• Job:
The lines to transcribe begin with the one containing "Write the React" and end with the last line below; reproduce them exactly, without the pictures.

• Provided data:

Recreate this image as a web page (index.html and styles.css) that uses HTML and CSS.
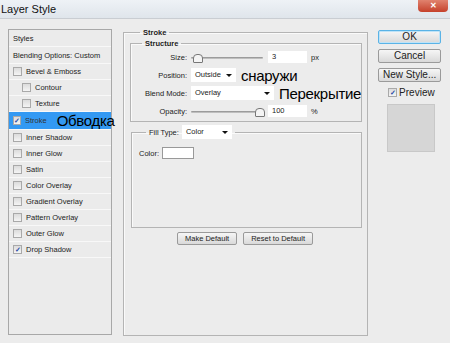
FILE: index.html
```html
<!DOCTYPE html>
<html lang="ru">
<head>
    <meta charset="UTF-8">
    <title>Layer Style</title>
    <link rel="stylesheet" href="styles.css">
</head>
<body>

    <div class="window">
        <div class="titlebar">
            <span class="title">Layer Style</span>
            <div class="close">&#x2715;</div>
        </div>

        <div class="main">
            <ul class="styles">
                <li class="head">Styles</li>
                <li class="head">Blending Options: Custom</li>
                <li><span class="cb"></span>Bevel &amp; Emboss</li>
                <li class="sub"><span class="cb"></span>Contour</li>
                <li class="sub"><span class="cb"></span>Texture</li>
                <li class="active"><span class="cb checked">&#x2713;</span>Stroke<span class="note">Обводка</span></li>
                <li><span class="cb"></span>Inner Shadow</li>
                <li><span class="cb"></span>Inner Glow</li>
                <li><span class="cb"></span>Satin</li>
                <li><span class="cb"></span>Color Overlay</li>
                <li><span class="cb"></span>Gradient Overlay</li>
                <li><span class="cb"></span>Pattern Overlay</li>
                <li><span class="cb"></span>Outer Glow</li>
                <li><span class="cb checked">&#x2713;</span>Drop Shadow</li>
            </ul>

            <fieldset class="group">
                <legend>Stroke</legend>

                <fieldset class="structure">
                    <legend>Structure</legend>
                    <div class="row">
                        <label>Size:</label>
                        <div class="slider"><span class="thumb start"></span></div>
                        <div class="field">3</div>
                        <span class="unit">px</span>
                    </div>
                    <div class="row">
                        <label>Position:</label>
                        <div class="select short">Outside<span class="arrow"></span></div>
                        <span class="note">снаружи</span>
                    </div>
                    <div class="row">
                        <label>Blend Mode:</label>
                        <div class="select wide">Overlay<span class="arrow"></span></div>
                        <span class="note">Перекрытие</span>
                    </div>
                    <div class="row">
                        <label>Opacity:</label>
                        <div class="slider"><span class="thumb end"></span></div>
                        <div class="field">100</div>
                        <span class="unit">%</span>
                    </div>
                </fieldset>

                <fieldset class="fill">
                    <legend>Fill Type: <span class="select fill-select">Color<span class="arrow"></span></span></legend>
                    <div class="color-row">Color: <span class="swatch"></span></div>
                </fieldset>

                <div class="defaults">
                    <button class="btn">Make Default</button>
                    <button class="btn">Reset to Default</button>
                </div>
            </fieldset>

            <div class="actions">
                <button class="btn big primary">OK</button>
                <button class="btn big">Cancel</button>
                <button class="btn big">New Style...</button>
                <div class="preview"><span class="cb checked">&#x2713;</span>Preview</div>
                <div class="preview-box"></div>
            </div>
        </div>
    </div>

</body>
</html>
```

FILE: styles.css
```css
body {
    margin: 0;
    font-family: "Liberation Sans", Arial, sans-serif;
    font-size: 7.5px;
    color: #222;
    background-color: #ececec;
}
.window {
    width: 450px;
    height: 343px;
    position: relative;
    overflow: hidden;
}
.titlebar {
    height: 18px;
    background: linear-gradient(#eef2f6, #dfe5eb);
    border-bottom: 1px solid #c9cdd2;
    display: flex;
    align-items: center;
}
.title {
    font-size: 11px;
    padding-left: 1px;
    color: #111;
}
.close {
    position: absolute;
    top: 0;
    right: 2px;
    width: 30px;
    height: 12px;
    border-radius: 0 0 4px 4px;
    background: linear-gradient(#e0826e, #c5412b);
    color: #fff;
    font-size: 8px;
    font-weight: bold;
    text-align: center;
    line-height: 12px;
}
.main {
    display: flex;
    align-items: flex-start;
    padding: 10px 0 0 8px;
}

/* left list */
.styles {
    list-style: none;
    margin: 0;
    padding: 0;
    width: 102px;
    height: 304px;
    border: 1px solid #a8a8a8;
    background: #ebebeb;
}
.styles li {
    height: 15px;
    border-bottom: 1px solid #f8f8f8;
    display: flex;
    align-items: center;
    padding-left: 4px;
    white-space: nowrap;
}
.styles li.head {
    padding-left: 4px;
    height: 16px;
}
.styles li.sub {
    padding-left: 13px;
}
.styles li.active {
    background: #3399f3;
    height: 17px;
    color: #333;
}
.cb {
    width: 7px;
    height: 7px;
    border: 1px solid #a9a9a9;
    background: linear-gradient(#dcdcdc, #f4f4f4);
    margin-right: 4px;
    font-size: 7px;
    line-height: 7px;
    color: #2a4ea8;
    text-align: center;
    font-weight: bold;
}
.note {
    font-size: 15px;
    color: #000;
    margin-left: 10px;
    letter-spacing: -0.3px;
}

/* stroke group */
.group {
    margin: -1px 0 0 11px;
    padding: 0 5px 0 6px;
    width: 231px;
    height: 306px;
    border: 1px solid #b4b4b4;
    box-shadow: inset 1px 1px #fafafa;
}
.group > legend {
    font-weight: bold;
    margin-left: 10px;
    padding: 0 3px;
}
.structure {
    margin: 2px 0 0 0;
    padding: 0 0 3px 0;
    height: 78px;
    border: 1px solid #b4b4b4;
    box-shadow: inset 1px 1px #fafafa;
}
.structure > legend {
    font-weight: bold;
    margin-left: 11px;
    padding: 0 3px;
}
.row {
    display: flex;
    align-items: center;
    height: 18px;
}
.row label {
    width: 56px;
    text-align: right;
    padding-right: 4px;
}
.slider {
    position: relative;
    width: 72px;
    height: 2px;
    margin-top: 2px;
    background: linear-gradient(#8a8a8a, #d0d0d0);
    border-radius: 2px;
    margin-right: 5px;
}
.thumb {
    position: absolute;
    top: -3px;
    width: 8px;
    height: 7px;
    background: #f4f4f4;
    border: 1px solid #777;
    border-radius: 4px 4px 1px 1px;
}
.thumb.start {
    left: 2px;
}
.thumb.end {
    right: -2px;
}
.field {
    width: 35px;
    height: 12px;
    background: #fff;
    line-height: 12px;
    padding-left: 4px;
}
.unit {
    margin-left: 4px;
}
.select {
    position: relative;
    background: #fff;
    height: 14px;
    line-height: 14px;
    padding-left: 4px;
    box-sizing: border-box;
}
.select.short {
    width: 45px;
}
.select.wide {
    width: 83px;
}
.row .note {
    margin-left: 5px;
}
.arrow {
    position: absolute;
    right: 4px;
    top: 6px;
    border-left: 3px solid transparent;
    border-right: 3px solid transparent;
    border-top: 3px solid #111;
}

/* fill */
.fill {
    margin: 3px 0 0 1px;
    padding: 0 7px;
    height: 101px;
    border: 1px solid #b4b4b4;
    box-shadow: inset 1px 1px #fafafa;
}
.fill > legend {
    margin-left: 7px;
    padding: 0 3px;
    display: flex;
    align-items: center;
}
.fill-select {
    display: inline-block;
    width: 50px;
    margin-left: 3px;
}
.color-row {
    display: flex;
    align-items: center;
    margin-top: 8px;
}
.swatch {
    width: 30px;
    height: 10px;
    background: #fff;
    border: 1px solid #999;
    margin-left: 3px;
}
.defaults {
    display: flex;
    gap: 6px;
    margin: 4px 0 0 47px;
}

/* buttons */
.btn {
    font-family: "Liberation Sans", Arial, sans-serif;
    font-size: 7.5px;
    height: 13px;
    padding: 0 7px;
    border: 1px solid #9a9a9a;
    border-radius: 2px;
    background: linear-gradient(#f6f6f6, #d9d9d9);
    color: #222;
    line-height: 11px;
}
.actions {
    display: flex;
    flex-direction: column;
    margin: 1px 0 0 10px;
    width: 63px;
}
.btn.big {
    width: 63px;
    height: 14px;
    font-size: 10px;
    line-height: 12px;
    margin-bottom: 5px;
    padding: 0;
}
.btn.primary {
    border-color: #5ab3e6;
    box-shadow: inset 0 0 0 1px #bfe3f7;
}
.preview {
    display: flex;
    align-items: center;
    font-size: 10px;
    margin: 0 0 0 10px;
}
.preview .cb {
    margin-right: 2px;
}
.preview-box {
    width: 46px;
    height: 46px;
    margin: 6px 0 0 9px;
    background: #d6d6d6;
    border: 1px solid #c8c8c8;
}
```
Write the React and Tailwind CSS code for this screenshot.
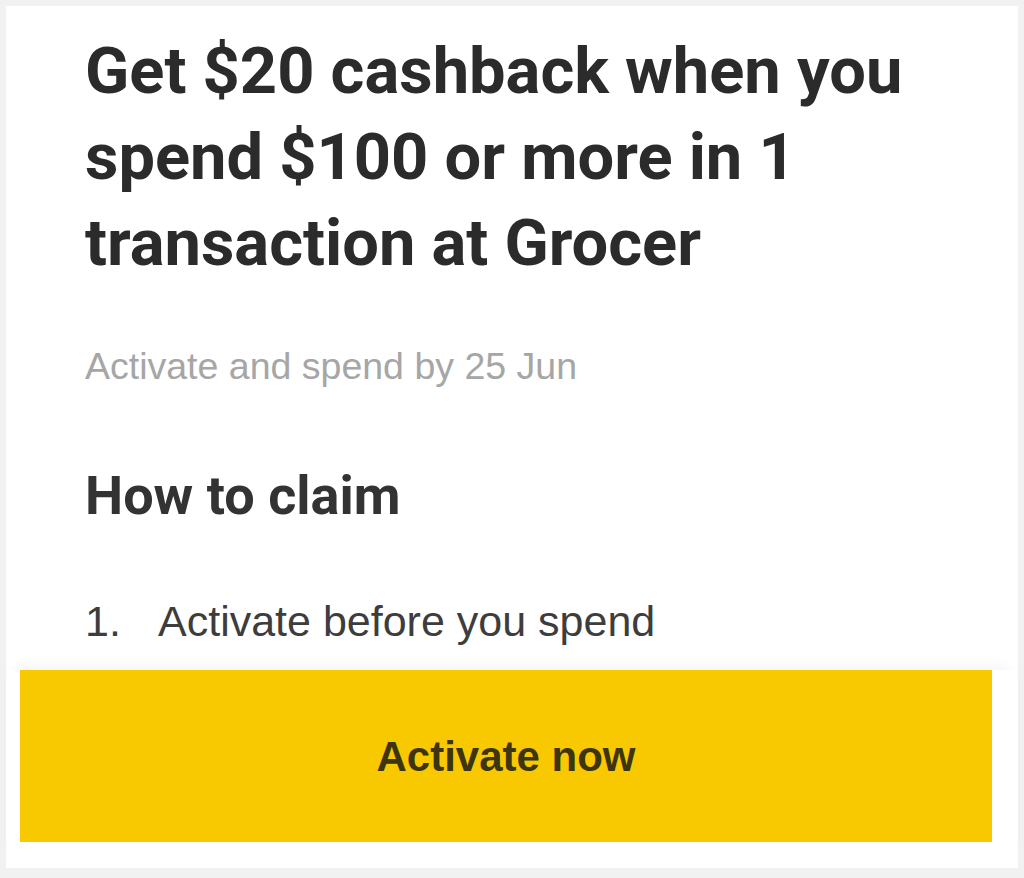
export default function App() {
  return (
    <div className="h-[878px] w-[1024px] bg-[#f1f1f1] px-[6px] pb-[10px] pt-[6px] font-['Roboto',sans-serif]">
      <div className="flex h-full flex-col bg-white">
        {/* offer details */}
        <div className="flex-1 overflow-hidden pl-[79px] pr-[60px] pt-[22px]">
          <h1 className="text-[65px] font-bold leading-[86px] text-[#2b2b2b]">
            Get $20 cashback when you spend $100 or more in 1 transaction at Grocer
          </h1>
          <p className="mt-[52px] font-['Liberation_Sans',sans-serif] text-[37.5px] text-[#a6a6a6]">
            Activate and spend by 25 Jun
          </p>
          <h2 className="mt-[61px] text-[54px] font-bold text-[#333]">How to claim</h2>
          <ol className="mt-[53px] font-['Liberation_Sans',sans-serif] text-[43px] text-[#3d3d3d]">
            <li className="flex">
              <span className="w-[73px]">1.</span>
              <span>Activate before you spend</span>
            </li>
          </ol>
        </div>

        {/* sticky action */}
        <div className="pb-[26px] pl-[14px] pr-[26px] shadow-[0_-12px_16px_-10px_rgba(0,0,0,0.06)]">
          <button className="flex h-[172px] w-full items-center justify-center bg-[#f8c800] font-['Liberation_Sans',sans-serif] text-[42px] font-bold text-[#3d3510]">
            Activate now
          </button>
        </div>
      </div>
    </div>
  );
}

• Task answer:
Write the React and Tailwind CSS code for this screenshot.
export default function App() {
  return (
    <div className="h-[878px] w-[1024px] bg-[#f1f1f1] px-[6px] pb-[10px] pt-[6px] font-['Roboto',sans-serif]">
      <div className="flex h-full flex-col bg-white">
        {/* offer details */}
        <div className="flex-1 overflow-hidden pl-[79px] pr-[60px] pt-[22px]">
          <h1 className="text-[65px] font-bold leading-[86px] text-[#2b2b2b]">
            Get $20 cashback when you spend $100 or more in 1 transaction at Grocer
          </h1>
          <p className="mt-[52px] font-['Liberation_Sans',sans-serif] text-[37.5px] text-[#a6a6a6]">
            Activate and spend by 25 Jun
          </p>
          <h2 className="mt-[61px] text-[54px] font-bold text-[#333]">How to claim</h2>
          <ol className="mt-[53px] font-['Liberation_Sans',sans-serif] text-[43px] text-[#3d3d3d]">
            <li className="flex">
              <span className="w-[73px]">1.</span>
              <span>Activate before you spend</span>
            </li>
          </ol>
        </div>

        {/* sticky action */}
        <div className="pb-[26px] pl-[14px] pr-[26px] shadow-[0_-12px_16px_-10px_rgba(0,0,0,0.06)]">
          <button className="flex h-[172px] w-full items-center justify-center bg-[#f8c800] font-['Liberation_Sans',sans-serif] text-[42px] font-bold text-[#3d3510]">
            Activate now
          </button>
        </div>
      </div>
    </div>
  );
}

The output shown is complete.